▶ TASK INSTRUCTIONS:
Would it be possible to write out each entry below exactly, without the pictures?

▶ PROVIDED RECORDS:
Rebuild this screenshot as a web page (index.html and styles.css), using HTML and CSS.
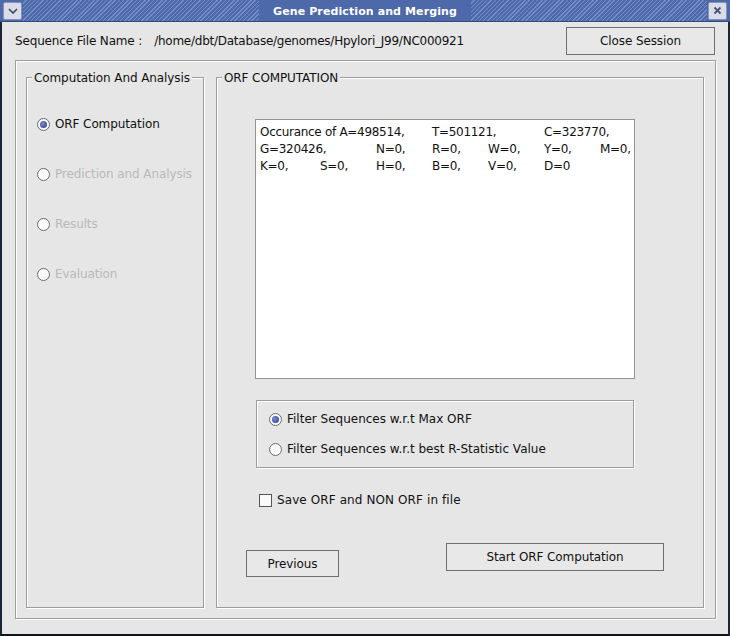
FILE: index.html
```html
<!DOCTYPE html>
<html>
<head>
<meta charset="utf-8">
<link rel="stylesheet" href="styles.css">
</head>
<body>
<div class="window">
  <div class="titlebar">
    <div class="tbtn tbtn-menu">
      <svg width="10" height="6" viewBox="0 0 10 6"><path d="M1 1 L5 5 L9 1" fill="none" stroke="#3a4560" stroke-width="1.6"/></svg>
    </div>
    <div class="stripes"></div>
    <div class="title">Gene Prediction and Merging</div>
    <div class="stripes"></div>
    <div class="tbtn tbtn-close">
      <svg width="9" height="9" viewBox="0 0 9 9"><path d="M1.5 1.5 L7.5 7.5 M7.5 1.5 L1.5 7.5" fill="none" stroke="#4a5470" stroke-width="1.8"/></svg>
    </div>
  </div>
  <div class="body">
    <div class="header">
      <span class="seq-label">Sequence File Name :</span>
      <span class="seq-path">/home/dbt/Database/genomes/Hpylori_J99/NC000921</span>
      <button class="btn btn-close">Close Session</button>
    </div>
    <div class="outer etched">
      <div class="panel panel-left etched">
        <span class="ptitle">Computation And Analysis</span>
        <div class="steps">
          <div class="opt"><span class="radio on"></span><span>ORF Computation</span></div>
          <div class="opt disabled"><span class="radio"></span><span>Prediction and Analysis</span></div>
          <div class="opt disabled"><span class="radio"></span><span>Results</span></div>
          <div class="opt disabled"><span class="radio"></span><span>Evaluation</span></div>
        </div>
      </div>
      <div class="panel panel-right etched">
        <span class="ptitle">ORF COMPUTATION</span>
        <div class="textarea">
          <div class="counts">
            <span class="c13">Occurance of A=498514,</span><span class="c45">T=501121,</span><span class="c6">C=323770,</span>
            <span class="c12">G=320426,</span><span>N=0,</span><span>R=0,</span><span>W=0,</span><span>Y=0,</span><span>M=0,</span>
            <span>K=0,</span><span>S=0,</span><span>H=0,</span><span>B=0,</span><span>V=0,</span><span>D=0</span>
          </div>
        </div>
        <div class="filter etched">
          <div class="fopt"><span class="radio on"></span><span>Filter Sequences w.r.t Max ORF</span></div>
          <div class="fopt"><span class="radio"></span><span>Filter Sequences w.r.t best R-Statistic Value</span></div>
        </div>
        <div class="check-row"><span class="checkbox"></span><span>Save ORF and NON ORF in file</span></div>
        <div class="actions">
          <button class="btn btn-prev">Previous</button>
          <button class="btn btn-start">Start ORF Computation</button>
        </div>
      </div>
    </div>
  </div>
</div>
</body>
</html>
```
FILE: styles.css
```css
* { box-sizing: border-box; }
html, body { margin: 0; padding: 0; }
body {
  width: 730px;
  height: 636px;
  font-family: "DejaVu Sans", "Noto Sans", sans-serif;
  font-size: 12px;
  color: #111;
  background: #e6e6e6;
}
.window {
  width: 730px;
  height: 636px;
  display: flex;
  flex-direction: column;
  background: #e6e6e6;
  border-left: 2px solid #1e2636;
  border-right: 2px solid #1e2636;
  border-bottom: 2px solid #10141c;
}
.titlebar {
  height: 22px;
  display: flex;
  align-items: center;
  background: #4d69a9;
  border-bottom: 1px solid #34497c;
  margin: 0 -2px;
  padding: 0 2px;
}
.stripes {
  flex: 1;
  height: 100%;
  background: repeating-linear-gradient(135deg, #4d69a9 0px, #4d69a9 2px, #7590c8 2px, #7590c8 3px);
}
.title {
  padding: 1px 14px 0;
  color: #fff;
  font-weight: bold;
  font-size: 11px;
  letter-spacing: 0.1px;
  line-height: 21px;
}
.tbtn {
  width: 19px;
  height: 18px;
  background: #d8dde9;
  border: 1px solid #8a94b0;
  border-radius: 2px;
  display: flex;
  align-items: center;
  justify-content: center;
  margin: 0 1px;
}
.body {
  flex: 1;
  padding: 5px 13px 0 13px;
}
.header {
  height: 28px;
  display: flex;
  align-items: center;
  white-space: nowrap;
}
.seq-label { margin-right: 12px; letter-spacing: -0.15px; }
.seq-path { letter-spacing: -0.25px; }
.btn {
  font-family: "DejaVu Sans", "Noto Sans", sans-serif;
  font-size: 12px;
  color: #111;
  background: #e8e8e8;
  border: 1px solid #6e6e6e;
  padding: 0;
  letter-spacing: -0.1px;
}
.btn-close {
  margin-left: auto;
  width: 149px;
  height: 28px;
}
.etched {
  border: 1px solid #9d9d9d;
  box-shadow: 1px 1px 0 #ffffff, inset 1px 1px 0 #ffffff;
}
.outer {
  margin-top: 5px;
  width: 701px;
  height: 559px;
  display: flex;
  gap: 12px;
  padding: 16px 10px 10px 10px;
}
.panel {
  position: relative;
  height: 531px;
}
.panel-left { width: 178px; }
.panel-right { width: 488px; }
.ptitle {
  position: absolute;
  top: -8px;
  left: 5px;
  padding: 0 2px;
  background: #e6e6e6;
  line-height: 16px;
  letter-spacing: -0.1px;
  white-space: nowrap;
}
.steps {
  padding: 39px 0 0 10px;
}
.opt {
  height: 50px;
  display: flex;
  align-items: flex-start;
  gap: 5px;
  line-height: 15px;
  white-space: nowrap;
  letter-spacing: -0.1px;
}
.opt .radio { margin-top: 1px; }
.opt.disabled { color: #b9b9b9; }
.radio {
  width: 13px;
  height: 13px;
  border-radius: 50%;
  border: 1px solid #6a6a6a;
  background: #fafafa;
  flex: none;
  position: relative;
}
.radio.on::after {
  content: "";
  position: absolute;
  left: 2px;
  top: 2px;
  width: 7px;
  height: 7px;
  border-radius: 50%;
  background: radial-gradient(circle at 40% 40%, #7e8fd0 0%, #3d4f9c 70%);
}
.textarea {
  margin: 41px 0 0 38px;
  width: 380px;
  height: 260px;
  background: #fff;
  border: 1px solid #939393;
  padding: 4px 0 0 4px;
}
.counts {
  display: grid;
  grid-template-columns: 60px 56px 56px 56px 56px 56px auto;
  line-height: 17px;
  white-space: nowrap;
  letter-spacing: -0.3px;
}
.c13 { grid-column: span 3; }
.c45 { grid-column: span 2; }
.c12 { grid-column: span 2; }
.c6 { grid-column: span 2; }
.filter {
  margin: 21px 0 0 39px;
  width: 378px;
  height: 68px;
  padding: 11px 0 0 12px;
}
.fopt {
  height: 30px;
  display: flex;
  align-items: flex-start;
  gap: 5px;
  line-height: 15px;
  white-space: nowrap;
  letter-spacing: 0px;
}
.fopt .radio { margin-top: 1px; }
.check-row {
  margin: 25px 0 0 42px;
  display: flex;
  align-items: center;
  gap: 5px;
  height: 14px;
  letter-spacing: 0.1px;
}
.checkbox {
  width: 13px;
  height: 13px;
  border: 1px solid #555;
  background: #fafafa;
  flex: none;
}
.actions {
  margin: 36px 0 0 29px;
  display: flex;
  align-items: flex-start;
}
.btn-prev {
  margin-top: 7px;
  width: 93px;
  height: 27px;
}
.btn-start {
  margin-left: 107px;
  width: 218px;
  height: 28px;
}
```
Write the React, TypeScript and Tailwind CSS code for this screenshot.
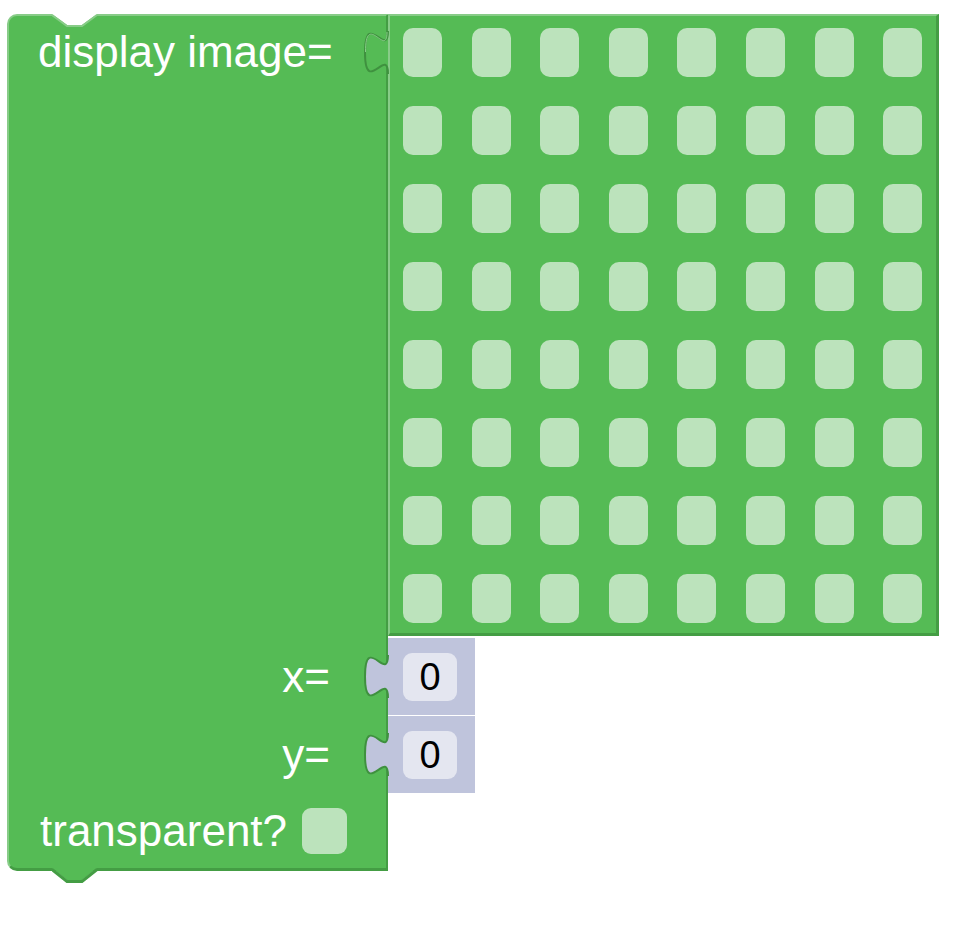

▶ RESULT:
Rebuild this screenshot as a web page (index.html and styles.css), using HTML and CSS.
FILE: index.html
```html
<!DOCTYPE html>
<html>
<head>
<meta charset="utf-8">
<link rel="stylesheet" href="styles.css">
</head>
<body>
<div class="window">
  <div class="titlebar">
    <div class="tbtn tbtn-menu">
      <svg width="10" height="6" viewBox="0 0 10 6"><path d="M1 1 L5 5 L9 1" fill="none" stroke="#3a4560" stroke-width="1.6"/></svg>
    </div>
    <div class="stripes"></div>
    <div class="title">Gene Prediction and Merging</div>
    <div class="stripes"></div>
    <div class="tbtn tbtn-close">
      <svg width="9" height="9" viewBox="0 0 9 9"><path d="M1.5 1.5 L7.5 7.5 M7.5 1.5 L1.5 7.5" fill="none" stroke="#4a5470" stroke-width="1.8"/></svg>
    </div>
  </div>
  <div class="body">
    <div class="header">
      <span class="seq-label">Sequence File Name :</span>
      <span class="seq-path">/home/dbt/Database/genomes/Hpylori_J99/NC000921</span>
      <button class="btn btn-close">Close Session</button>
    </div>
    <div class="outer etched">
      <div class="panel panel-left etched">
        <span class="ptitle">Computation And Analysis</span>
        <div class="steps">
          <div class="opt"><span class="radio on"></span><span>ORF Computation</span></div>
          <div class="opt disabled"><span class="radio"></span><span>Prediction and Analysis</span></div>
          <div class="opt disabled"><span class="radio"></span><span>Results</span></div>
          <div class="opt disabled"><span class="radio"></span><span>Evaluation</span></div>
        </div>
      </div>
      <div class="panel panel-right etched">
        <span class="ptitle">ORF COMPUTATION</span>
        <div class="textarea">
          <div class="counts">
            <span class="c13">Occurance of A=498514,</span><span class="c45">T=501121,</span><span class="c6">C=323770,</span>
            <span class="c12">G=320426,</span><span>N=0,</span><span>R=0,</span><span>W=0,</span><span>Y=0,</span><span>M=0,</span>
            <span>K=0,</span><span>S=0,</span><span>H=0,</span><span>B=0,</span><span>V=0,</span><span>D=0</span>
          </div>
        </div>
        <div class="filter etched">
          <div class="fopt"><span class="radio on"></span><span>Filter Sequences w.r.t Max ORF</span></div>
          <div class="fopt"><span class="radio"></span><span>Filter Sequences w.r.t best R-Statistic Value</span></div>
        </div>
        <div class="check-row"><span class="checkbox"></span><span>Save ORF and NON ORF in file</span></div>
        <div class="actions">
          <button class="btn btn-prev">Previous</button>
          <button class="btn btn-start">Start ORF Computation</button>
        </div>
      </div>
    </div>
  </div>
</div>
</body>
</html>
```
FILE: styles.css
```css
* { box-sizing: border-box; }
html, body { margin: 0; padding: 0; }
body {
  width: 730px;
  height: 636px;
  font-family: "DejaVu Sans", "Noto Sans", sans-serif;
  font-size: 12px;
  color: #111;
  background: #e6e6e6;
}
.window {
  width: 730px;
  height: 636px;
  display: flex;
  flex-direction: column;
  background: #e6e6e6;
  border-left: 2px solid #1e2636;
  border-right: 2px solid #1e2636;
  border-bottom: 2px solid #10141c;
}
.titlebar {
  height: 22px;
  display: flex;
  align-items: center;
  background: #4d69a9;
  border-bottom: 1px solid #34497c;
  margin: 0 -2px;
  padding: 0 2px;
}
.stripes {
  flex: 1;
  height: 100%;
  background: repeating-linear-gradient(135deg, #4d69a9 0px, #4d69a9 2px, #7590c8 2px, #7590c8 3px);
}
.title {
  padding: 1px 14px 0;
  color: #fff;
  font-weight: bold;
  font-size: 11px;
  letter-spacing: 0.1px;
  line-height: 21px;
}
.tbtn {
  width: 19px;
  height: 18px;
  background: #d8dde9;
  border: 1px solid #8a94b0;
  border-radius: 2px;
  display: flex;
  align-items: center;
  justify-content: center;
  margin: 0 1px;
}
.body {
  flex: 1;
  padding: 5px 13px 0 13px;
}
.header {
  height: 28px;
  display: flex;
  align-items: center;
  white-space: nowrap;
}
.seq-label { margin-right: 12px; letter-spacing: -0.15px; }
.seq-path { letter-spacing: -0.25px; }
.btn {
  font-family: "DejaVu Sans", "Noto Sans", sans-serif;
  font-size: 12px;
  color: #111;
  background: #e8e8e8;
  border: 1px solid #6e6e6e;
  padding: 0;
  letter-spacing: -0.1px;
}
.btn-close {
  margin-left: auto;
  width: 149px;
  height: 28px;
}
.etched {
  border: 1px solid #9d9d9d;
  box-shadow: 1px 1px 0 #ffffff, inset 1px 1px 0 #ffffff;
}
.outer {
  margin-top: 5px;
  width: 701px;
  height: 559px;
  display: flex;
  gap: 12px;
  padding: 16px 10px 10px 10px;
}
.panel {
  position: relative;
  height: 531px;
}
.panel-left { width: 178px; }
.panel-right { width: 488px; }
.ptitle {
  position: absolute;
  top: -8px;
  left: 5px;
  padding: 0 2px;
  background: #e6e6e6;
  line-height: 16px;
  letter-spacing: -0.1px;
  white-space: nowrap;
}
.steps {
  padding: 39px 0 0 10px;
}
.opt {
  height: 50px;
  display: flex;
  align-items: flex-start;
  gap: 5px;
  line-height: 15px;
  white-space: nowrap;
  letter-spacing: -0.1px;
}
.opt .radio { margin-top: 1px; }
.opt.disabled { color: #b9b9b9; }
.radio {
  width: 13px;
  height: 13px;
  border-radius: 50%;
  border: 1px solid #6a6a6a;
  background: #fafafa;
  flex: none;
  position: relative;
}
.radio.on::after {
  content: "";
  position: absolute;
  left: 2px;
  top: 2px;
  width: 7px;
  height: 7px;
  border-radius: 50%;
  background: radial-gradient(circle at 40% 40%, #7e8fd0 0%, #3d4f9c 70%);
}
.textarea {
  margin: 41px 0 0 38px;
  width: 380px;
  height: 260px;
  background: #fff;
  border: 1px solid #939393;
  padding: 4px 0 0 4px;
}
.counts {
  display: grid;
  grid-template-columns: 60px 56px 56px 56px 56px 56px auto;
  line-height: 17px;
  white-space: nowrap;
  letter-spacing: -0.3px;
}
.c13 { grid-column: span 3; }
.c45 { grid-column: span 2; }
.c12 { grid-column: span 2; }
.c6 { grid-column: span 2; }
.filter {
  margin: 21px 0 0 39px;
  width: 378px;
  height: 68px;
  padding: 11px 0 0 12px;
}
.fopt {
  height: 30px;
  display: flex;
  align-items: flex-start;
  gap: 5px;
  line-height: 15px;
  white-space: nowrap;
  letter-spacing: 0px;
}
.fopt .radio { margin-top: 1px; }
.check-row {
  margin: 25px 0 0 42px;
  display: flex;
  align-items: center;
  gap: 5px;
  height: 14px;
  letter-spacing: 0.1px;
}
.checkbox {
  width: 13px;
  height: 13px;
  border: 1px solid #555;
  background: #fafafa;
  flex: none;
}
.actions {
  margin: 36px 0 0 29px;
  display: flex;
  align-items: flex-start;
}
.btn-prev {
  margin-top: 7px;
  width: 93px;
  height: 27px;
}
.btn-start {
  margin-left: 107px;
  width: 218px;
  height: 28px;
}
```
Write the React, TypeScript and Tailwind CSS code for this screenshot.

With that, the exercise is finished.